++++ Items ++++

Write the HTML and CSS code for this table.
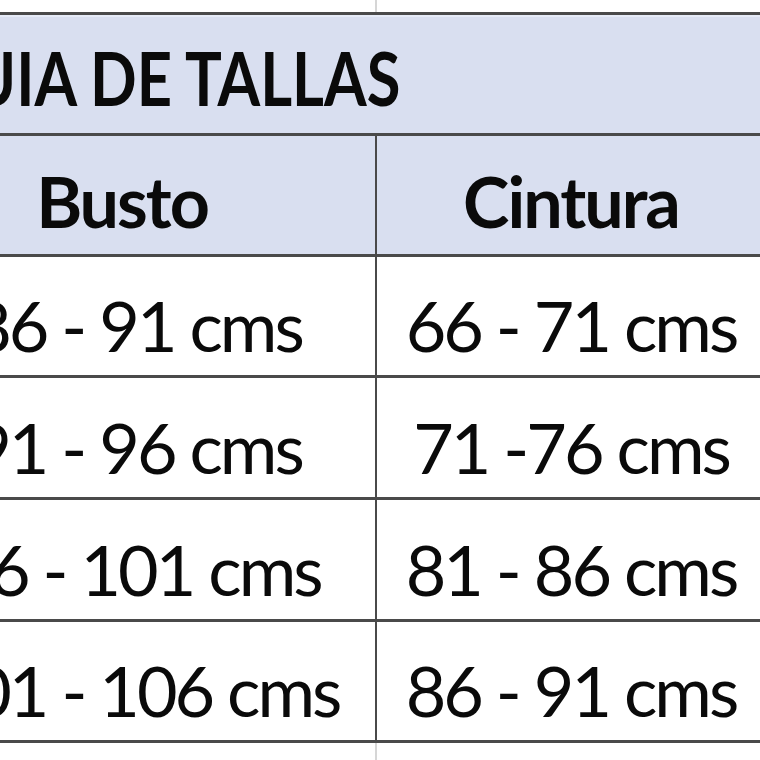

++++
++++ Items ++++

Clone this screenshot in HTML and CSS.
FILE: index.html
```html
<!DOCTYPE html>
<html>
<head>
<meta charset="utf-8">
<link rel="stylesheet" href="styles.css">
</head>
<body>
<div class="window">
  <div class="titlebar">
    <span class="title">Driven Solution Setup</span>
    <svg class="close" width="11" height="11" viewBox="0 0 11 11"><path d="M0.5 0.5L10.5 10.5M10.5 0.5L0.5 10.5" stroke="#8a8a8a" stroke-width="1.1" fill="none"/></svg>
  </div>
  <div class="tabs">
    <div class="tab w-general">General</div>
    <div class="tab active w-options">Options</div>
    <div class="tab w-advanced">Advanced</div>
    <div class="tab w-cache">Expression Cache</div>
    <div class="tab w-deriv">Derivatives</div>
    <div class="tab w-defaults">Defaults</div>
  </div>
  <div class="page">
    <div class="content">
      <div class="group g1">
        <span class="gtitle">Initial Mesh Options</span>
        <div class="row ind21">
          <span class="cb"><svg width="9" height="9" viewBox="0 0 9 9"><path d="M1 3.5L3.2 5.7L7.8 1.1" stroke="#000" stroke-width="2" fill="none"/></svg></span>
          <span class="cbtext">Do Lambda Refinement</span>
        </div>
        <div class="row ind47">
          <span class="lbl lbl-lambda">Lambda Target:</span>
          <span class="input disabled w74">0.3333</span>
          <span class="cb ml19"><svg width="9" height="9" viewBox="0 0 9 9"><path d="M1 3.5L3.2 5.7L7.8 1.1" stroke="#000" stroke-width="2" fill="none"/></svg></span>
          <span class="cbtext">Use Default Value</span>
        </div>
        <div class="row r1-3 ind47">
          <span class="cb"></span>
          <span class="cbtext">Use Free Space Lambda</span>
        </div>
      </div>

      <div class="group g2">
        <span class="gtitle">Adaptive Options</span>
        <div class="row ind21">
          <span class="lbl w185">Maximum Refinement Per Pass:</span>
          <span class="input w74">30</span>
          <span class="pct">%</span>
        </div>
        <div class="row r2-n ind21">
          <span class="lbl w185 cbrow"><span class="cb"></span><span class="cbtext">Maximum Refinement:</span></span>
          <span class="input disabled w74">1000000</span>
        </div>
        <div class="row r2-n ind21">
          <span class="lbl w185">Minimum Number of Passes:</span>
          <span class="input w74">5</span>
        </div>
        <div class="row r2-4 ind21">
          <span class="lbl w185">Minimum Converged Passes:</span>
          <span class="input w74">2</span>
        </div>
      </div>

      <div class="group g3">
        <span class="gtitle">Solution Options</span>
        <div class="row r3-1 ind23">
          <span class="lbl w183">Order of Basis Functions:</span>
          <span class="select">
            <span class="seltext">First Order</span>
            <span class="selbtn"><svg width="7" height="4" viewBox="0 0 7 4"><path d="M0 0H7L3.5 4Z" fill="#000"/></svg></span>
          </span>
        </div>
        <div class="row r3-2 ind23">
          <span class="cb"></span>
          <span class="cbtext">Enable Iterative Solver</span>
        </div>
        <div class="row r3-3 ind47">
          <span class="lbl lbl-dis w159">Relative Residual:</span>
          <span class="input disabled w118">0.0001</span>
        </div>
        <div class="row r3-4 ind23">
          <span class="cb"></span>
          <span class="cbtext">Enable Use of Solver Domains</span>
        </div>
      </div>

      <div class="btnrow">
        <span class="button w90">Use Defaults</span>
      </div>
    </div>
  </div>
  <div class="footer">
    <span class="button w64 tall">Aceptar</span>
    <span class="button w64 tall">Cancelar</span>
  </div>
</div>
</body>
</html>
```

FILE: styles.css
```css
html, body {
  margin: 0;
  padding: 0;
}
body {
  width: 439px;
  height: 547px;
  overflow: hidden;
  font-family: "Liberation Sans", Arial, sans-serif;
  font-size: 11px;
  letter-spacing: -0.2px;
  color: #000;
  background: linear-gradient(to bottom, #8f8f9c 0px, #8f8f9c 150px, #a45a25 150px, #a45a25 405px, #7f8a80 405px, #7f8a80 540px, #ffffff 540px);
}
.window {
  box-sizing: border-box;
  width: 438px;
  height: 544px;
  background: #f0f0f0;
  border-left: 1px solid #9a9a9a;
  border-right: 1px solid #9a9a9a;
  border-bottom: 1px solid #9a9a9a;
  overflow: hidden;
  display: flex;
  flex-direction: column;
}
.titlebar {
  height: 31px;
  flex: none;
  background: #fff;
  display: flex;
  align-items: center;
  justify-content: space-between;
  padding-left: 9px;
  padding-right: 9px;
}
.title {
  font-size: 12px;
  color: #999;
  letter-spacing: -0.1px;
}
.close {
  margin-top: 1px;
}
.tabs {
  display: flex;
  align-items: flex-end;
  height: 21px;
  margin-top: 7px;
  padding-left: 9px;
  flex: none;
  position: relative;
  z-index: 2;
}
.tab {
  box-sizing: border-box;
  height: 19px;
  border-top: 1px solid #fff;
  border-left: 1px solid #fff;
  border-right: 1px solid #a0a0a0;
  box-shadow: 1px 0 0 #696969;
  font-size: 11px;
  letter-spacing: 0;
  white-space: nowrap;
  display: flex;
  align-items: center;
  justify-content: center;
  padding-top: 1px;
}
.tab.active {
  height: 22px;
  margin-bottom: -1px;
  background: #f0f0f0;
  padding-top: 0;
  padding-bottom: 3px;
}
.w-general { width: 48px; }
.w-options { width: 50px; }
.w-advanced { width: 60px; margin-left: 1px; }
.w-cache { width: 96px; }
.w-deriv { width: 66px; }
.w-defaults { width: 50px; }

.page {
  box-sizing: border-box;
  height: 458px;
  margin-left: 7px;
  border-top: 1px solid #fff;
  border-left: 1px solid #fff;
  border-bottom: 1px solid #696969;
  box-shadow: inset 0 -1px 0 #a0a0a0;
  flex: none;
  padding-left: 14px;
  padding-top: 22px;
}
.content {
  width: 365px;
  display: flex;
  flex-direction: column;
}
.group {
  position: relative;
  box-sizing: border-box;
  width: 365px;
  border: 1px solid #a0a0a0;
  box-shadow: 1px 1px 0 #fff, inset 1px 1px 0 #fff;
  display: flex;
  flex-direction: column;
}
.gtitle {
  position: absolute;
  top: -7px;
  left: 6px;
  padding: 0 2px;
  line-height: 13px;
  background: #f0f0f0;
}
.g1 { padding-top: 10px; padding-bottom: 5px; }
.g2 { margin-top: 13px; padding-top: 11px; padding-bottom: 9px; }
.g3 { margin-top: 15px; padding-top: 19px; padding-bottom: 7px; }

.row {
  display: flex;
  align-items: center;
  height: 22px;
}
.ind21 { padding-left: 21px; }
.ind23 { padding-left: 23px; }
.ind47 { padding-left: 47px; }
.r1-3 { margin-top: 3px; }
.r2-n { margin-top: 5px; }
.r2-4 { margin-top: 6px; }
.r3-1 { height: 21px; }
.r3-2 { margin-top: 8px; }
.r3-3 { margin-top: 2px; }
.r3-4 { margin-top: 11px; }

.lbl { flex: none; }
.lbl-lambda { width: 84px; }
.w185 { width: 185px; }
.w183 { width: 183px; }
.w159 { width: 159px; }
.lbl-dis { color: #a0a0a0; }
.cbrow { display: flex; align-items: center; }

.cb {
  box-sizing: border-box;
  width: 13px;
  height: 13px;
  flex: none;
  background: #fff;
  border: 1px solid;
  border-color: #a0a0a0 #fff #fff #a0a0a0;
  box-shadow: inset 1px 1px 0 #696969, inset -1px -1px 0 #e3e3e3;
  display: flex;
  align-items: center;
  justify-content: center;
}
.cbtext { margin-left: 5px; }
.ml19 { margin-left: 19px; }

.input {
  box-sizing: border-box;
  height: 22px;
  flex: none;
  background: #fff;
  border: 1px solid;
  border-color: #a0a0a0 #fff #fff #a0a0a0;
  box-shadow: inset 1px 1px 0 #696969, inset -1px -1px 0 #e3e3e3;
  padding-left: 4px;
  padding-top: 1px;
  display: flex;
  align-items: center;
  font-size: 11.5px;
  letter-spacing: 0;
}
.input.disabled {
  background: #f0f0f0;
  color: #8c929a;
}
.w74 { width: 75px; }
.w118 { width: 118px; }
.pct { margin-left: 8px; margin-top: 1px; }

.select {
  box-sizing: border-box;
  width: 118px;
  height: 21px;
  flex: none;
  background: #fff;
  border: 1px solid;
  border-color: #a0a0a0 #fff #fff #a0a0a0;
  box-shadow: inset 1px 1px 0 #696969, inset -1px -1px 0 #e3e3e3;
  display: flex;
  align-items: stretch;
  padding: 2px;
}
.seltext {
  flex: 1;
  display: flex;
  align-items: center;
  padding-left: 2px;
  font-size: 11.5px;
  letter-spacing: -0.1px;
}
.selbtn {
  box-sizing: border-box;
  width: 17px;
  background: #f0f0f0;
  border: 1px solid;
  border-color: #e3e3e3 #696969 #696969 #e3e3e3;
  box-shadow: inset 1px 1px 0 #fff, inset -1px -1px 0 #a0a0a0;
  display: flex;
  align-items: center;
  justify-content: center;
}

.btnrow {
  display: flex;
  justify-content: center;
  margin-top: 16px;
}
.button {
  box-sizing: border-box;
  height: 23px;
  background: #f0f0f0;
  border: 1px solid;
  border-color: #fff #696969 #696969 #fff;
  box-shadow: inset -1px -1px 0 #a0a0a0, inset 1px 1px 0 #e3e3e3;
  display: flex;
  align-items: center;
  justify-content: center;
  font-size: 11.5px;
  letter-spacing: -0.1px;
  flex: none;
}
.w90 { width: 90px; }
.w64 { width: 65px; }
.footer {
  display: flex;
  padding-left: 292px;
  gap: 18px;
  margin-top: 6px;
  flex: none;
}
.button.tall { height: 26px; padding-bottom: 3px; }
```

++++

Copy every line that contains the string "this".

Response to the task:
Write the HTML and CSS code for this table.
Clone this screenshot in HTML and CSS.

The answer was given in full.